▸ **Description of the task**: Copy each line that contains the string "React".

──────── Records to process

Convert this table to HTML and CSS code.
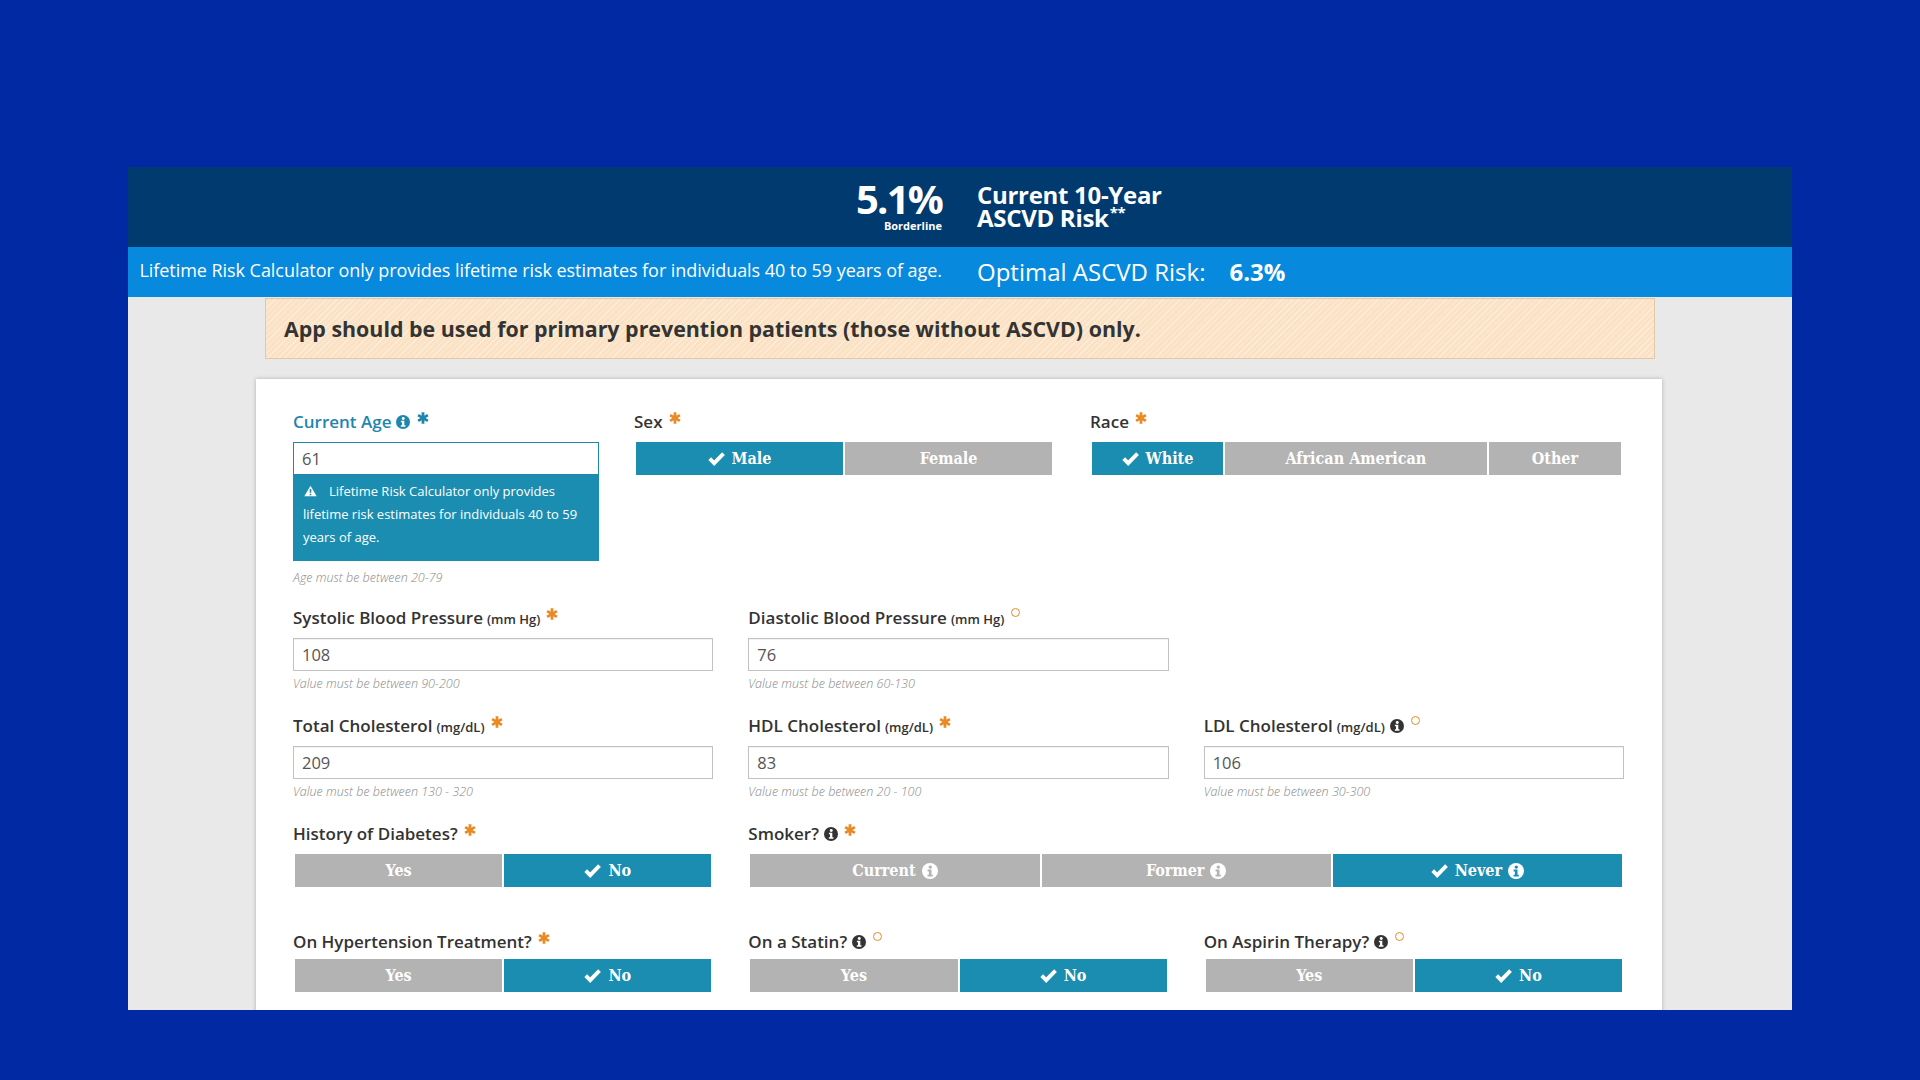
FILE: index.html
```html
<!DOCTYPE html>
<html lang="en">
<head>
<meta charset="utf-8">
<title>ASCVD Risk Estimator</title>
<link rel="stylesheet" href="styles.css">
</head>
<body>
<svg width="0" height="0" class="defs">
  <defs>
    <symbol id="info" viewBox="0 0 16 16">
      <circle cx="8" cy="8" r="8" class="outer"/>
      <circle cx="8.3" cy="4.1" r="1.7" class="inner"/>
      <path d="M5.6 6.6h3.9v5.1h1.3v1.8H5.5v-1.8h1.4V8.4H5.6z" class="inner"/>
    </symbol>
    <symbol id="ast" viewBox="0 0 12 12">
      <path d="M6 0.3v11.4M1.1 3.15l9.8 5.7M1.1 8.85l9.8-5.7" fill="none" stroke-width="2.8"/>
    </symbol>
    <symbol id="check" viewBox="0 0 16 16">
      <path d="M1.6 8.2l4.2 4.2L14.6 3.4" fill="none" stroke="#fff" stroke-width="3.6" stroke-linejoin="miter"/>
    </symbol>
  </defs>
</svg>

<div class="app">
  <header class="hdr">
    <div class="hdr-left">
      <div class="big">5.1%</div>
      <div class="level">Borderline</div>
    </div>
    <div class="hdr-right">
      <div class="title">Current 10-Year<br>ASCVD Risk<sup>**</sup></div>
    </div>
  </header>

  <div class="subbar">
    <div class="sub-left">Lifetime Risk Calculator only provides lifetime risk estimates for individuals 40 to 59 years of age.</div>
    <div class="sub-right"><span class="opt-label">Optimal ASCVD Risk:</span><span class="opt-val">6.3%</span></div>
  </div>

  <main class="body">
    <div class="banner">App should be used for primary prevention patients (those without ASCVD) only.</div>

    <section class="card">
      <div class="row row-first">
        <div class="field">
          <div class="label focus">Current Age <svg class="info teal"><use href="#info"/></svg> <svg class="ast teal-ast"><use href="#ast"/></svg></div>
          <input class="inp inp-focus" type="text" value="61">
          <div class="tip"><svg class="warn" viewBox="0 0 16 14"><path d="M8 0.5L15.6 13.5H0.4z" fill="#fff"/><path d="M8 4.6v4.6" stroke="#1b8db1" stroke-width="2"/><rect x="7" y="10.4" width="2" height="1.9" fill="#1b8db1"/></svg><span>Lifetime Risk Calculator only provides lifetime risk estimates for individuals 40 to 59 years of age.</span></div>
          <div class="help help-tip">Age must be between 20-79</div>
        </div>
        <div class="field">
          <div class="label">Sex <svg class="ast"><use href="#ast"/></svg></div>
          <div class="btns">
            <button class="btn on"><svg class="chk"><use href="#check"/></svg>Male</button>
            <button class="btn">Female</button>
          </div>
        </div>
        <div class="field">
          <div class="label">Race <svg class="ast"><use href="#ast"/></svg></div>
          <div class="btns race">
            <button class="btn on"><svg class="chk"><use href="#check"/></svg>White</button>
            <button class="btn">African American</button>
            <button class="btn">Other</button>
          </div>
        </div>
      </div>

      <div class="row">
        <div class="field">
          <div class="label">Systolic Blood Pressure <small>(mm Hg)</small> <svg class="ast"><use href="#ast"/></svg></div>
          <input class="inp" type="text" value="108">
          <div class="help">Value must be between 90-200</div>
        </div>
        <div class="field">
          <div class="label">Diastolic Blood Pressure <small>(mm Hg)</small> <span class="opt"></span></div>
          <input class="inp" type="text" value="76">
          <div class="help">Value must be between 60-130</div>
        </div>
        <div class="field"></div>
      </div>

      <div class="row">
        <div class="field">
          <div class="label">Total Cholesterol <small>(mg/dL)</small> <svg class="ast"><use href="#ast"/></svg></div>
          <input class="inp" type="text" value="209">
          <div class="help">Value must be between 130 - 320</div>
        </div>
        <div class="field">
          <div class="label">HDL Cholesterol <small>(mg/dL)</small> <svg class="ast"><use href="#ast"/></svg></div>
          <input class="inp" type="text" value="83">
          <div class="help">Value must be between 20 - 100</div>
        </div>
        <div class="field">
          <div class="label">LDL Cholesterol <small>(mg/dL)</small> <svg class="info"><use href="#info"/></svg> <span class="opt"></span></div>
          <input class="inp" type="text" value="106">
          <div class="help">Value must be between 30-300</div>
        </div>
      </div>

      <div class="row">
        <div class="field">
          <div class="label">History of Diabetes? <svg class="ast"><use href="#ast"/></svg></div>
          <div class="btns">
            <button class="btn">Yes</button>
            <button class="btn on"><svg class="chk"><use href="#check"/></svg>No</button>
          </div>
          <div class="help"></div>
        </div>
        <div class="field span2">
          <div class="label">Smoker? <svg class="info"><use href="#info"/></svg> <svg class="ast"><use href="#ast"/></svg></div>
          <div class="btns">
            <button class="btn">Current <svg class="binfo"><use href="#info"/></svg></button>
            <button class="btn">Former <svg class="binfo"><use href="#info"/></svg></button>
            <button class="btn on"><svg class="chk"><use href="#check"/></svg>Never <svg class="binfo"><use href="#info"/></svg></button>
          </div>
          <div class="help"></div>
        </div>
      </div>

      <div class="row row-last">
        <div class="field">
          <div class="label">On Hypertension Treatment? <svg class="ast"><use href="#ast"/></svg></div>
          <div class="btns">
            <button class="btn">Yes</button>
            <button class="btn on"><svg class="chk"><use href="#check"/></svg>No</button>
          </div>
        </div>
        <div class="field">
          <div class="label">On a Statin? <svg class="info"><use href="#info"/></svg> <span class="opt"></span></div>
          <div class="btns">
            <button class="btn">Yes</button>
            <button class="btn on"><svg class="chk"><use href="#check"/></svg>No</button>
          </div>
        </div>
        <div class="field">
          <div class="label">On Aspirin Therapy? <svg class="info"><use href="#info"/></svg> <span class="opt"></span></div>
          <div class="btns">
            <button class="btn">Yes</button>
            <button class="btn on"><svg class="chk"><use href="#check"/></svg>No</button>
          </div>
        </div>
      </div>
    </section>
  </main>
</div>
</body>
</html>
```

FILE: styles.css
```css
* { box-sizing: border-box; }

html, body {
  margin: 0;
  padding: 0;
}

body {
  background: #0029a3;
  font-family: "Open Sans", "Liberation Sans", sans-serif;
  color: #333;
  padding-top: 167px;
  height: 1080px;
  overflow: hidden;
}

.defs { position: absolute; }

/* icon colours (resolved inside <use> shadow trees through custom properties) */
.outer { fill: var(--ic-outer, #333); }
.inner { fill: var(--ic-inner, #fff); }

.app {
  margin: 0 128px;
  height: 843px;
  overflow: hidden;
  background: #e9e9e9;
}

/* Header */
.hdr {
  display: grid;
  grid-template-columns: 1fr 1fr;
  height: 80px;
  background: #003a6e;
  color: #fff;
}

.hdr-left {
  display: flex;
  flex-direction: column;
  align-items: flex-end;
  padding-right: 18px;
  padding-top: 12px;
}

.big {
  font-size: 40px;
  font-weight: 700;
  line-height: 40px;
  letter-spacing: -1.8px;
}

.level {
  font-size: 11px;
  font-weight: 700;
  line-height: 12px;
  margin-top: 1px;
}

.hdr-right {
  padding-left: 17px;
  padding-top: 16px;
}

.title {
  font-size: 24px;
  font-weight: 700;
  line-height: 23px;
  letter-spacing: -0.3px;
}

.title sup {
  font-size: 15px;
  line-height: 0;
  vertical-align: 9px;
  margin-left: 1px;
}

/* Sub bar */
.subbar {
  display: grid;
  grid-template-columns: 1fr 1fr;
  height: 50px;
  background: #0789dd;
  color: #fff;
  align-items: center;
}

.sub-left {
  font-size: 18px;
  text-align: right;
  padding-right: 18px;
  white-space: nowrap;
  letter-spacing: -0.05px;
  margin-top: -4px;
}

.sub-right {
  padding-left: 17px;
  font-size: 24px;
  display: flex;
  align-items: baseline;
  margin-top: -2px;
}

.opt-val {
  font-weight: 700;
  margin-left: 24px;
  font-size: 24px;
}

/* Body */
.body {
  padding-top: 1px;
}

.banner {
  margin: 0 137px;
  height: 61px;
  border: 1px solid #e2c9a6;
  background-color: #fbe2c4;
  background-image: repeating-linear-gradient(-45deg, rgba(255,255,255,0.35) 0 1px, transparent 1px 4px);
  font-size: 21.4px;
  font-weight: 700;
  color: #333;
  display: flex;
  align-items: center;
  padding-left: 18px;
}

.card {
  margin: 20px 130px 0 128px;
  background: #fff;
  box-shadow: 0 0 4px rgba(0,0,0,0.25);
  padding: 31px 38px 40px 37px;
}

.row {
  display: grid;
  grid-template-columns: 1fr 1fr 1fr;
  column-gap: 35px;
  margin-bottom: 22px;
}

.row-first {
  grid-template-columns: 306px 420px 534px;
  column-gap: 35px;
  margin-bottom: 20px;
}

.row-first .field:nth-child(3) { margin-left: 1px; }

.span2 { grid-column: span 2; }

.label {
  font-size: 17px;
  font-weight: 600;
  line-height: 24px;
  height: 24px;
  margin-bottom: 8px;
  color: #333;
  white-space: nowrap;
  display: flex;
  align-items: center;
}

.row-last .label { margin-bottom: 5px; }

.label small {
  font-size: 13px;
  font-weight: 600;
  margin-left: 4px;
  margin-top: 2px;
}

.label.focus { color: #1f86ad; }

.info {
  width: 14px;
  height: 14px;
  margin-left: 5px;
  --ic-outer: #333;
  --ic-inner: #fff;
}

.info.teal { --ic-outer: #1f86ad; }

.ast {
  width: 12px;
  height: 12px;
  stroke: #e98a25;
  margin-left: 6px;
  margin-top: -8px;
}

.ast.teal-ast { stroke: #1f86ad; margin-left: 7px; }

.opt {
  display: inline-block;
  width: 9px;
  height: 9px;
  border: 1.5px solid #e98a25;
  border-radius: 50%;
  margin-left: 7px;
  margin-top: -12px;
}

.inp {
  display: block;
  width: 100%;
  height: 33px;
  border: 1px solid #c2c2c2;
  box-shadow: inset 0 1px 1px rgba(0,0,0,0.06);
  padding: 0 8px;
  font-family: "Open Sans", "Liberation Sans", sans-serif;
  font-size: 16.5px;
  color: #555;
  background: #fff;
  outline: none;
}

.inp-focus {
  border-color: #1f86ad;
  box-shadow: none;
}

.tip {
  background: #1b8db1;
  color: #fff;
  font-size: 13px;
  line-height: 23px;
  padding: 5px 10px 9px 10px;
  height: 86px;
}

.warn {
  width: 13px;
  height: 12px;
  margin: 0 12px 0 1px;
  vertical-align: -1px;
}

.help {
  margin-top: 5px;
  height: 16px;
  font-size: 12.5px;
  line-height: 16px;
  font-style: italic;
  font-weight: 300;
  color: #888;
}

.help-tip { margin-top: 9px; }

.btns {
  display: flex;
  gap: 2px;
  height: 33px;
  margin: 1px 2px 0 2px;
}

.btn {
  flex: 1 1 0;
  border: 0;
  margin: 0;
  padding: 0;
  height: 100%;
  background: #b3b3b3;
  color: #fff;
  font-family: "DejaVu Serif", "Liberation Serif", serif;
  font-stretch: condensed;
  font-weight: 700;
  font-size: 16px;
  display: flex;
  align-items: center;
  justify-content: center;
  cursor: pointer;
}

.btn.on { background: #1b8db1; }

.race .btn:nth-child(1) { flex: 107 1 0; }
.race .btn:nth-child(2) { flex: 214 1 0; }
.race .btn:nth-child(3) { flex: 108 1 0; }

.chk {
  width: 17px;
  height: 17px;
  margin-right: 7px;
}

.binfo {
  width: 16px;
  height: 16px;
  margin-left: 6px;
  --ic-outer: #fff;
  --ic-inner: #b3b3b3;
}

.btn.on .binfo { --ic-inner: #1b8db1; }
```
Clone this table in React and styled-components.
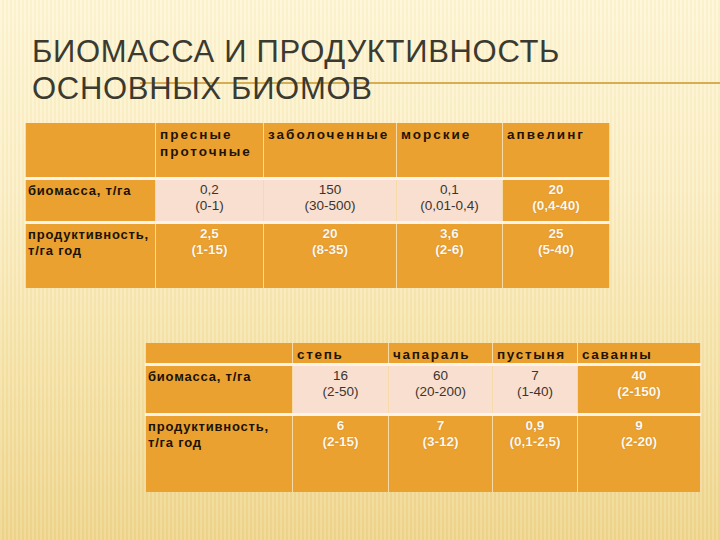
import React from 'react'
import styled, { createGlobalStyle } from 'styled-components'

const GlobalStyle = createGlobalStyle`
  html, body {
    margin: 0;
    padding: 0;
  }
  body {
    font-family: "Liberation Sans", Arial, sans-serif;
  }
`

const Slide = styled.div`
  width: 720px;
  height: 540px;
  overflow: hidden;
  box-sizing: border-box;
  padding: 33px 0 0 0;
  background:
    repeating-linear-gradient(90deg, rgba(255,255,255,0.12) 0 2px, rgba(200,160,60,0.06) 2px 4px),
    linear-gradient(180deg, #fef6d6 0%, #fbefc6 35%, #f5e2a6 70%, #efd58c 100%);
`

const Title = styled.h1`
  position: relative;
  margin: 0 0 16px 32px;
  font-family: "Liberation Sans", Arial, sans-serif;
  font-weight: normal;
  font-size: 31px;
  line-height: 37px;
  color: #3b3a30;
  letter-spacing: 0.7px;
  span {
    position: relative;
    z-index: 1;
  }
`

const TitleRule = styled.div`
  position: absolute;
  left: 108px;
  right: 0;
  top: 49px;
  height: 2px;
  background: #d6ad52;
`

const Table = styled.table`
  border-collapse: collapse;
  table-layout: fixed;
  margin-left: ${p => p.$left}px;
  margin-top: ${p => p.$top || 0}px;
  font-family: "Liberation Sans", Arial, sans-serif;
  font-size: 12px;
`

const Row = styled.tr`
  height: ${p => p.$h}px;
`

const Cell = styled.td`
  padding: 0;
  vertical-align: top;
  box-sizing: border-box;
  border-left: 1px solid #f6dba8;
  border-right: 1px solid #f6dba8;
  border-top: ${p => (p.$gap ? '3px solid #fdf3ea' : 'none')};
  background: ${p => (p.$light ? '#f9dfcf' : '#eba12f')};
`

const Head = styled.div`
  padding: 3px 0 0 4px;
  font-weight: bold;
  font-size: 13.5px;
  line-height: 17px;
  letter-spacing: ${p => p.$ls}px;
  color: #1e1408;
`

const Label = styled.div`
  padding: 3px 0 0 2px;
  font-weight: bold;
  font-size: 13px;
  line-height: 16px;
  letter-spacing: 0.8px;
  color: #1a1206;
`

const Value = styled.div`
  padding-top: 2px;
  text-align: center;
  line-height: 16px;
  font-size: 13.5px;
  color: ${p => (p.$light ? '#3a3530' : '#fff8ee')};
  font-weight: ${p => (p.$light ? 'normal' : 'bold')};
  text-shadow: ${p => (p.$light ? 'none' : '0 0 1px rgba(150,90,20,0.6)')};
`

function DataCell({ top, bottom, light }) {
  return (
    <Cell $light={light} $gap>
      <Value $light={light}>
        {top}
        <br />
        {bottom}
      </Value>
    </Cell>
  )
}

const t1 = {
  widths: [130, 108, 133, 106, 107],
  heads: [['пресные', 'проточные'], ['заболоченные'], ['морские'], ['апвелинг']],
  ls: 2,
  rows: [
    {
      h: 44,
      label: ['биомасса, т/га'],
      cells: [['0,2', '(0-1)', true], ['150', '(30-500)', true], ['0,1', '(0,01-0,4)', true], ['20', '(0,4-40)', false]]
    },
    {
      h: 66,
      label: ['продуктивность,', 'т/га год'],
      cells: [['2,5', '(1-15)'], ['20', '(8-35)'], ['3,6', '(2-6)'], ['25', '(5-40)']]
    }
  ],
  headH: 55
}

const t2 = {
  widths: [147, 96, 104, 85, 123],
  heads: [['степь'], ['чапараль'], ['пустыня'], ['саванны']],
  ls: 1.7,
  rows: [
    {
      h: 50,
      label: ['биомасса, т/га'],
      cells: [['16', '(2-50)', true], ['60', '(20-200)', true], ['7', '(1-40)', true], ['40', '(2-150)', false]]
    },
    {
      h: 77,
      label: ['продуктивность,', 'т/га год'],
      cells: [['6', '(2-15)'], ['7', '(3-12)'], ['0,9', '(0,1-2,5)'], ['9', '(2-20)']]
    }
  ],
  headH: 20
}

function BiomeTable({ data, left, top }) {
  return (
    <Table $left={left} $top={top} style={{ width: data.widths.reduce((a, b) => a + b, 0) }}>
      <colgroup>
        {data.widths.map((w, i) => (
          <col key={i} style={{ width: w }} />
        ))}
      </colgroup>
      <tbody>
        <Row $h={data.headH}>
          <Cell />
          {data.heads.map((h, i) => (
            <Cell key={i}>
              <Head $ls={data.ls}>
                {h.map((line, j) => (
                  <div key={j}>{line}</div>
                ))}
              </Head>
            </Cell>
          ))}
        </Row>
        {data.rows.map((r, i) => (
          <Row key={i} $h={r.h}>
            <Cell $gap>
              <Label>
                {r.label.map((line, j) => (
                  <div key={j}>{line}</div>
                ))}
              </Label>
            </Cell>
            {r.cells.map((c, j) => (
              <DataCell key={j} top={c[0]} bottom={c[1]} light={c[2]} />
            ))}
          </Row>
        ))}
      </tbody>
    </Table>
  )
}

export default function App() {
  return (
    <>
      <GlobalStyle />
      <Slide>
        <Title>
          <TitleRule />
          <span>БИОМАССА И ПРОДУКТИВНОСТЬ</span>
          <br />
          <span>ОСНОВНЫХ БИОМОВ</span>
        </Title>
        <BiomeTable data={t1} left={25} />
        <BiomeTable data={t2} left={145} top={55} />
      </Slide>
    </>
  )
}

────────────────

▸ **Solution**:
Clone this table in React and styled-components.
import React from 'react'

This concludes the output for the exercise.